**Short problem:**
Go through the data below and gather each line containing "index".

**Record excerpts:**
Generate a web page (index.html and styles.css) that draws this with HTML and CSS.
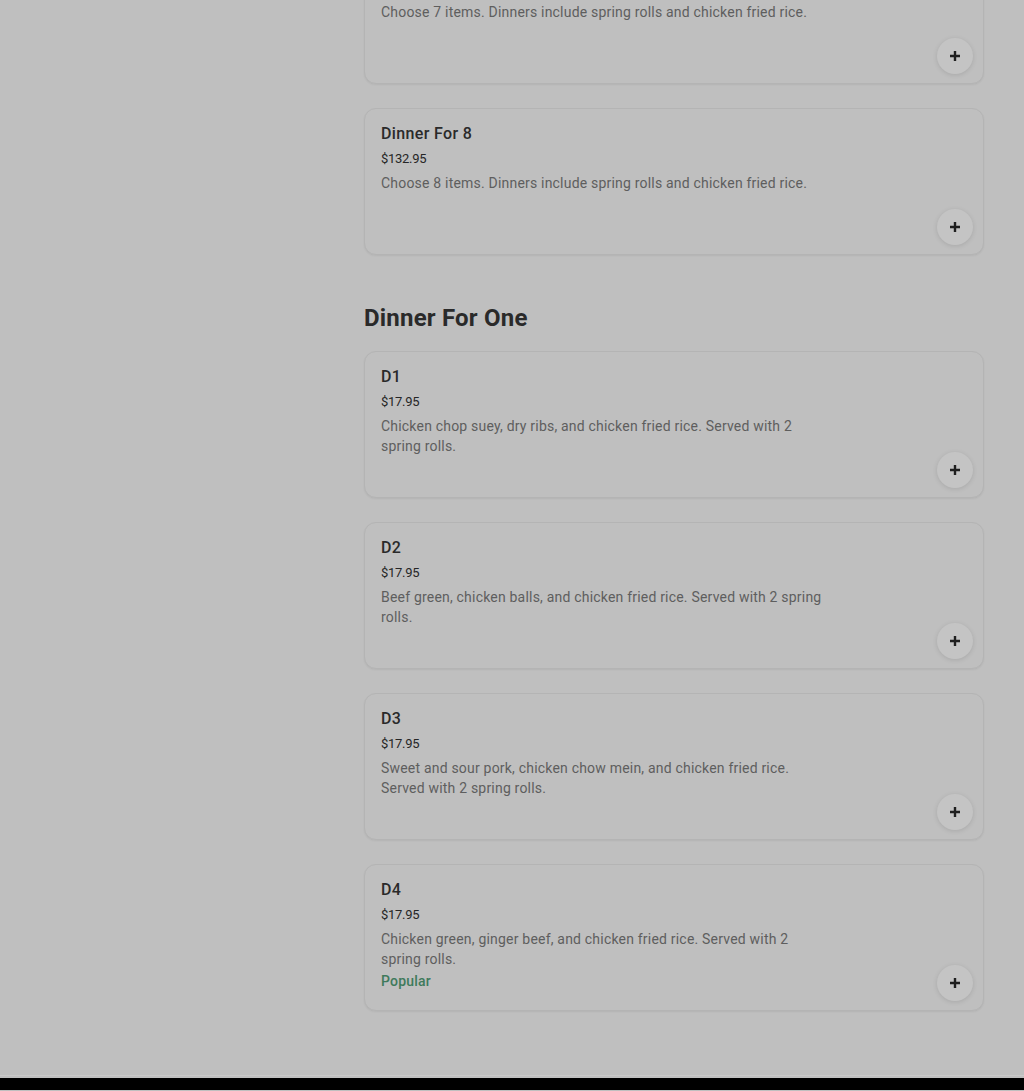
* * *
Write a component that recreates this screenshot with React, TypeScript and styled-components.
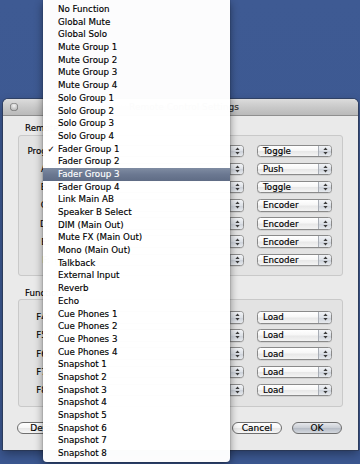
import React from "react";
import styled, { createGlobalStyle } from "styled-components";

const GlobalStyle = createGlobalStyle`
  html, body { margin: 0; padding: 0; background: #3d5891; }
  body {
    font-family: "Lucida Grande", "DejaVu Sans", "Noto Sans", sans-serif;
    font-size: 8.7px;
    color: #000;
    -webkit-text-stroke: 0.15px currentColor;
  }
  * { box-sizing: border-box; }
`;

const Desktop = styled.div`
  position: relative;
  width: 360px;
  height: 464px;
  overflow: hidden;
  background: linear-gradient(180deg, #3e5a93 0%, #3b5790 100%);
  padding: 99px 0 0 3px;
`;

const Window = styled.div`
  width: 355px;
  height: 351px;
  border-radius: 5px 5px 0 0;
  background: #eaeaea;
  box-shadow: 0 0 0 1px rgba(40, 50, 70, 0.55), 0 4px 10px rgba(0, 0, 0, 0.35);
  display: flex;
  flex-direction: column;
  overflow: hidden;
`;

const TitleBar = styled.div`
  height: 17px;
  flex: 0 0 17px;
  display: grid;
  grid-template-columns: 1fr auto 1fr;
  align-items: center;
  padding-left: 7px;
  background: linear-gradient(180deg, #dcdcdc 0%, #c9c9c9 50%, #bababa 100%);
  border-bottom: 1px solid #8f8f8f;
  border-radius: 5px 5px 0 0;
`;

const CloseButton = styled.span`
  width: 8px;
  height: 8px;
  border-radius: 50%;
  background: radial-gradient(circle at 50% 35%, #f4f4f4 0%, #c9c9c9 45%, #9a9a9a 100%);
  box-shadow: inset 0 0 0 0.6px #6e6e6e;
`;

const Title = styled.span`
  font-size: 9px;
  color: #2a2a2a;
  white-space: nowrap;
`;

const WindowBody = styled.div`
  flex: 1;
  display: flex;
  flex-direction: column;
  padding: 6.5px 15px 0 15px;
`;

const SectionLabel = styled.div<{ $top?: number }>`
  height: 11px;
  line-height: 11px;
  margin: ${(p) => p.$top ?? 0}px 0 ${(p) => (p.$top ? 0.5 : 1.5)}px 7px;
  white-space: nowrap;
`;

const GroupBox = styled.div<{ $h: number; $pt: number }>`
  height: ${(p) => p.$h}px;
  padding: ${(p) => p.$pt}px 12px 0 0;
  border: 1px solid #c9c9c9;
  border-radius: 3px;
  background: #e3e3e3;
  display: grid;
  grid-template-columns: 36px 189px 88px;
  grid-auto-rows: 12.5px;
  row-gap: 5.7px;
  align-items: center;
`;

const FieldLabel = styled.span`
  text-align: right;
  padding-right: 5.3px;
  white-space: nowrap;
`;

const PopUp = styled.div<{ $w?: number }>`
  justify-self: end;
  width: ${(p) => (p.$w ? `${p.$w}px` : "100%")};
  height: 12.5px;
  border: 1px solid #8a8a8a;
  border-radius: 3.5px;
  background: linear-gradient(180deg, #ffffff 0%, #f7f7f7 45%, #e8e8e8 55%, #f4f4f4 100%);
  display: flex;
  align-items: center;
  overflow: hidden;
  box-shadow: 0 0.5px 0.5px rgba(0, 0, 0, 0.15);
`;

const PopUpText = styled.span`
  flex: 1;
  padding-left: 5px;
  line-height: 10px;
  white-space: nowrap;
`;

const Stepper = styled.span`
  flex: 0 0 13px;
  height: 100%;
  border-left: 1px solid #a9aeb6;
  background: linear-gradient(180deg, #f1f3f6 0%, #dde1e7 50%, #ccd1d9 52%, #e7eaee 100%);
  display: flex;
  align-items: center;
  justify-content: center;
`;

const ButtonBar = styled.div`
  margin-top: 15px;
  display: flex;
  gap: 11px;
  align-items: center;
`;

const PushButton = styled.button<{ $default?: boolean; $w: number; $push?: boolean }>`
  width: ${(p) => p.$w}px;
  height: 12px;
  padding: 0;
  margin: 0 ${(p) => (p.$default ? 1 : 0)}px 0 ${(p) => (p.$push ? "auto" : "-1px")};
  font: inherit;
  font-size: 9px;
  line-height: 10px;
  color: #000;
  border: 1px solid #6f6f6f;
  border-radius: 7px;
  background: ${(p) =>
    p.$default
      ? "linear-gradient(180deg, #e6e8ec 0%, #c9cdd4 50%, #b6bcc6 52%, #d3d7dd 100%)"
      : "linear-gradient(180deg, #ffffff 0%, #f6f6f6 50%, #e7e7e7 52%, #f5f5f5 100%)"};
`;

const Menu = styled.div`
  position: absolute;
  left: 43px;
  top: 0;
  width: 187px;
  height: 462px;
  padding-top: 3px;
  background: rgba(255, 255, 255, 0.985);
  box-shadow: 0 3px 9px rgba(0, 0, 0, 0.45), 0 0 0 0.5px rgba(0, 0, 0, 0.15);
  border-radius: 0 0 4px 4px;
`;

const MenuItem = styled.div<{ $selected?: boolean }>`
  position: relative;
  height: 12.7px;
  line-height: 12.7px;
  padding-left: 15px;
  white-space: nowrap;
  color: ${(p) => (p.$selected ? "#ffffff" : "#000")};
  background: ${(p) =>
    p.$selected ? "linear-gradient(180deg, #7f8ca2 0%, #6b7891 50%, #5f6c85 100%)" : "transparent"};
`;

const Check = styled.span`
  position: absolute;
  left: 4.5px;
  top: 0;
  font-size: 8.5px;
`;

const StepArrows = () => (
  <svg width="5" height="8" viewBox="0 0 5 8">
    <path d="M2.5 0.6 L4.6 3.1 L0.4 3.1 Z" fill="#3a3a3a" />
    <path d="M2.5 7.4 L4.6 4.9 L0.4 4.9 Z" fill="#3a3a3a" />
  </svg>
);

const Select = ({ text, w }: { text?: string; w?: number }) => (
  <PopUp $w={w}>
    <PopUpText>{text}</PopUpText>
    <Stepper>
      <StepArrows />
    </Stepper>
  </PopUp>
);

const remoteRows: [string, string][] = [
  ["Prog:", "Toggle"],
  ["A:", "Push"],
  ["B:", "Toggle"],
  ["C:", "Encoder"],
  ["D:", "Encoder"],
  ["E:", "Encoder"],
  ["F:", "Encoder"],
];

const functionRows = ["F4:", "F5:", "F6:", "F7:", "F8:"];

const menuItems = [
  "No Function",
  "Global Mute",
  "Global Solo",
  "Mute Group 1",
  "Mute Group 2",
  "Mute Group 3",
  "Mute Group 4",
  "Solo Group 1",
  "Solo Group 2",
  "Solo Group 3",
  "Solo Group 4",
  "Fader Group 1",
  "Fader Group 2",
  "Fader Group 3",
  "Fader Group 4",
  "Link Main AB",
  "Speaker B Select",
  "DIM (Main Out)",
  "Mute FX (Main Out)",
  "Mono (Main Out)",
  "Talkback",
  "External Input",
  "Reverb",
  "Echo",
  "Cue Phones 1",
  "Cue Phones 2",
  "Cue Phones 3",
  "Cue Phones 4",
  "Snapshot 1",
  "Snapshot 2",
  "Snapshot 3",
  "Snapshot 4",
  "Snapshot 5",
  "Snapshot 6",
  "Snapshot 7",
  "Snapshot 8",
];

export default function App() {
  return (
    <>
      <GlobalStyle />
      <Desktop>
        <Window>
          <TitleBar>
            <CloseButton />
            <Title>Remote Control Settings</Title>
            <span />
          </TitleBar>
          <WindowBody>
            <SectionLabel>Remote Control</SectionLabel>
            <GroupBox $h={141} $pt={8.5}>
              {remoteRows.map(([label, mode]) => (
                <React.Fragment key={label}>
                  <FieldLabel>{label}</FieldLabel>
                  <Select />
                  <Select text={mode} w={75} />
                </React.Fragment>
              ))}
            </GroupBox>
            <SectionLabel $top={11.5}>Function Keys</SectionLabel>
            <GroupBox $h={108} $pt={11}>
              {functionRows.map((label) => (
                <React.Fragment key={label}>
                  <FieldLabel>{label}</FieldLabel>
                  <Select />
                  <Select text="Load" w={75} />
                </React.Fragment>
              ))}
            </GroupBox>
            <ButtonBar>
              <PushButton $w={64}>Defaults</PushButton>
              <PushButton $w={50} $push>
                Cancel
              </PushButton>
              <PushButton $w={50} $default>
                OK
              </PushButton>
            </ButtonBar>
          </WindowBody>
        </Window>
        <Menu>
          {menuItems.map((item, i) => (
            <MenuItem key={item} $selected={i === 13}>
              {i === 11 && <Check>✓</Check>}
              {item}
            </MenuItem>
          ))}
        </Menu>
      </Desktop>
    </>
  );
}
* * *
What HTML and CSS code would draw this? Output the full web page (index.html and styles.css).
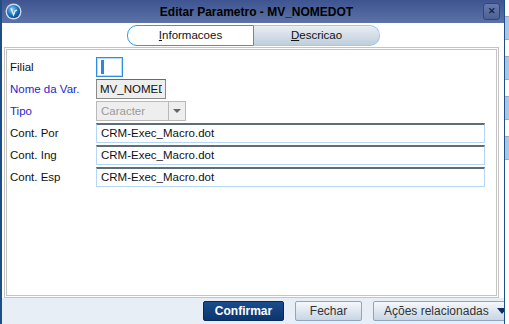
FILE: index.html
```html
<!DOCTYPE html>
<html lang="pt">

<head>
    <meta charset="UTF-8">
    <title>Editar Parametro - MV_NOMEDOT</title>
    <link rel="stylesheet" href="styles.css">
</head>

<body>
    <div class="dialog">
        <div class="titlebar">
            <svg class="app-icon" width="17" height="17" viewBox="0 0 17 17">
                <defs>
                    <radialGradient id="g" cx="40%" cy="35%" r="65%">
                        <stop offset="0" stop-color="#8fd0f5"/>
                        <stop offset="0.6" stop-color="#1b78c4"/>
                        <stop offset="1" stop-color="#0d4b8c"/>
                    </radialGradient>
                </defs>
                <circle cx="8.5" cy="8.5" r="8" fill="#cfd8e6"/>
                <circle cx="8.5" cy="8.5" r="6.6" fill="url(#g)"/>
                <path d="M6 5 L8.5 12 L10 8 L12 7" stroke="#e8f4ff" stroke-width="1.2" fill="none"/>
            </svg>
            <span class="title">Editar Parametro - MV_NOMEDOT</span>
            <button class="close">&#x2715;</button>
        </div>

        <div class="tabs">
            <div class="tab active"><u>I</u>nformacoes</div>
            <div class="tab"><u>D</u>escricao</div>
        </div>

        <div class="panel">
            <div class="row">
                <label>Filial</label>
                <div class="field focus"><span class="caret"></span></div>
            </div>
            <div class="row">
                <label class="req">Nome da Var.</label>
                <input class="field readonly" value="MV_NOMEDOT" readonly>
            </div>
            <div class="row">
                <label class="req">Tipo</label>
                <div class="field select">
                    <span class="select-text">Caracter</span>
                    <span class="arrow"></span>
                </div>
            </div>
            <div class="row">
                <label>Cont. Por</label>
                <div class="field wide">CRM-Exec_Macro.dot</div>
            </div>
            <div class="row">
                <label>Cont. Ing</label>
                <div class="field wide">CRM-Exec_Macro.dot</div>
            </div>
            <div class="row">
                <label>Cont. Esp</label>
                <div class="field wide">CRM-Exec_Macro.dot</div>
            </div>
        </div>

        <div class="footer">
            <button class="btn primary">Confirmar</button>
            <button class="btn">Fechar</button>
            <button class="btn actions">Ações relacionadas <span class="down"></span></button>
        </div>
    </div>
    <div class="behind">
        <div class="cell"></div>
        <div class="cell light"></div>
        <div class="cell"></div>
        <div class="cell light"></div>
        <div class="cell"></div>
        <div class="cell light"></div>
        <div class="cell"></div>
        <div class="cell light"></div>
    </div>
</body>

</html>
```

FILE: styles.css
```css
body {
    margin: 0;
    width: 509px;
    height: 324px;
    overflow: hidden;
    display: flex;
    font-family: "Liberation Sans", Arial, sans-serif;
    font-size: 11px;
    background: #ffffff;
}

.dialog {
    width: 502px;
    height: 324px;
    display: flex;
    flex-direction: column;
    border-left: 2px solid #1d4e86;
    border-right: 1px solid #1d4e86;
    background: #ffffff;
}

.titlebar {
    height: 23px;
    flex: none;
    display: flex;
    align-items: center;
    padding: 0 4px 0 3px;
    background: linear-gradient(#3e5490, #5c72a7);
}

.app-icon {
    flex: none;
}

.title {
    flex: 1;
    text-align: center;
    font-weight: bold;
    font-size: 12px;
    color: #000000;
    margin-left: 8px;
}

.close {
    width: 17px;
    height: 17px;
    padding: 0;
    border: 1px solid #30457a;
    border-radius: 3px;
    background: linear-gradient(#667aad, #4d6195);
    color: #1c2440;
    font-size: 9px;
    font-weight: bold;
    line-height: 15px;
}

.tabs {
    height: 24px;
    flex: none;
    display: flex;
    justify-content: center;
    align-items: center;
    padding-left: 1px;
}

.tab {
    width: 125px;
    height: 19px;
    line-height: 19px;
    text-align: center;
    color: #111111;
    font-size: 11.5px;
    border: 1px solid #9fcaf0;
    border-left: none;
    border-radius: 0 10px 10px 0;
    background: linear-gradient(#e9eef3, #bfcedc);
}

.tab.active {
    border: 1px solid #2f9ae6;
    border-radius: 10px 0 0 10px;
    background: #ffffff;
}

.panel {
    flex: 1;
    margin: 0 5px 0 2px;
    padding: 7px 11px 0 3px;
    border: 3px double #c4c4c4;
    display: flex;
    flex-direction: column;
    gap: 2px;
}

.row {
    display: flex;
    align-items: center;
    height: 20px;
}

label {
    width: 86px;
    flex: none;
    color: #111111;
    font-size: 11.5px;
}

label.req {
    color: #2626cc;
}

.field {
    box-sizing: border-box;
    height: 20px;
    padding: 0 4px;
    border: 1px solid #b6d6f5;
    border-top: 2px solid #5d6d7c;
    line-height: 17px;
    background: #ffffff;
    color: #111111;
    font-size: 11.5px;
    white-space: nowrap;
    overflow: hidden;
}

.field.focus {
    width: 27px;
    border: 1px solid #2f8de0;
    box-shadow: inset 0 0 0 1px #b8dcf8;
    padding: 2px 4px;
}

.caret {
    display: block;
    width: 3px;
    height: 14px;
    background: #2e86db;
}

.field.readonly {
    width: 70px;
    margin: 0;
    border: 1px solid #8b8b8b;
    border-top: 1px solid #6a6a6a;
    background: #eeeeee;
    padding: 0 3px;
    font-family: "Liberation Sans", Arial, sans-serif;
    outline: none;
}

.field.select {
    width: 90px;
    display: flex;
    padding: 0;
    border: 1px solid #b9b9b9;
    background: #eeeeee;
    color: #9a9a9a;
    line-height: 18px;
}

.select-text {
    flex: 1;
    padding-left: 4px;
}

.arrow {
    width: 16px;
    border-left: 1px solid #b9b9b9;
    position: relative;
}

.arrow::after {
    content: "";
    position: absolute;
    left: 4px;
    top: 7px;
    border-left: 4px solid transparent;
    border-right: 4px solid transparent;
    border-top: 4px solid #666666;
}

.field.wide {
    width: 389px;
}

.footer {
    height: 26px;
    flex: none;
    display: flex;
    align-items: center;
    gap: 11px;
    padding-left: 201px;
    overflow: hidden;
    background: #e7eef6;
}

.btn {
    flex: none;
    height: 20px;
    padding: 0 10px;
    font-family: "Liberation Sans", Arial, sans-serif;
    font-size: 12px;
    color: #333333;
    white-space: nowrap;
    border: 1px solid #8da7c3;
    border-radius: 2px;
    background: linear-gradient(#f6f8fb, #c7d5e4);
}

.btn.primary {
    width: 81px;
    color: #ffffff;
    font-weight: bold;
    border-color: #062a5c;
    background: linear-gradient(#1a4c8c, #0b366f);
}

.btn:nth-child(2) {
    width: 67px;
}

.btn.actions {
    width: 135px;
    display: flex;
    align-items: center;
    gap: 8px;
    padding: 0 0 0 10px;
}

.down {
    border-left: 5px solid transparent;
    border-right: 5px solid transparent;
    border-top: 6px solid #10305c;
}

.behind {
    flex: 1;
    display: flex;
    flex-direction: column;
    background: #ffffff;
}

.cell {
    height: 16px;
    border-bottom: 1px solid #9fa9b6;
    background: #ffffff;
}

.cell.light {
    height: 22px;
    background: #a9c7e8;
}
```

**Answer to this task:**
Generate a web page (index.html and styles.css) that draws this with HTML and CSS.
What HTML and CSS code would draw this? Output the full web page (index.html and styles.css).
FILE: index.html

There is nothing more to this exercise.